今年1月に発表され、その後一部教育関係者の間で物議をかもしているテーマでもあるが、これについて「駒込改革基本構想」の中で緊急対応策として述べた箇所がある。
要約すると、まず大学の存在意義と位置づけが時代とともに変わってきており(大学進学率など)、かなり以前から大学はもはや少数の知的エリートの育成機関ではなくなってきている。さらにIT時代・グローバル化という流れの中で大学の種別化が進み、シンガポールなどの海外大学を参考にして、日本国内の大学においても多種多様な改革が生まれてきている。高等学校においては、今後たとえば理数系でオールイングリッシュ授業が常態化されたり、あるいは同一年齢・同一学年・同一授業が終焉したりする可能性も生まれてくる。そうなると、高校の今後の課題は「どこの大学のどのコースと接続するか」ということになり、高校普通科の解体が必然の流れとなる。

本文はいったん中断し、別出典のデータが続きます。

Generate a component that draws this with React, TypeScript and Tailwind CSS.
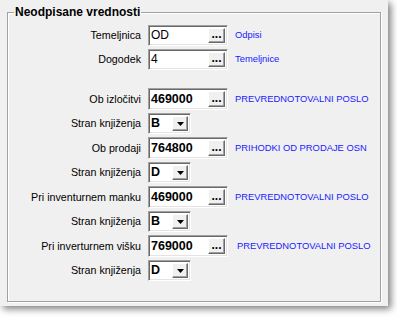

その中で、駒込中高はいくつかのコース導入で「5年先んじた改革」を行ってきており、多様性のある学校であり続けると同時に、他校が模範とする教育内容を今後も継続して生き残っていく。
そういった内容である。
このような問題意識と課題解決に向けた能動的動きがこの学校には常にあり、それに裏打ちされた教育改革も同時に、かつ継続的に行われてきている。
それが入学時の偏差値に比べて合格難易度の高い大学への数多くの進学実績につながり、「子供を成長させてくれる学校」という評価に結びついているのだと思う。
先の見通しの難しい時代であるが、今後も強く生き残っていく学校であってほしい。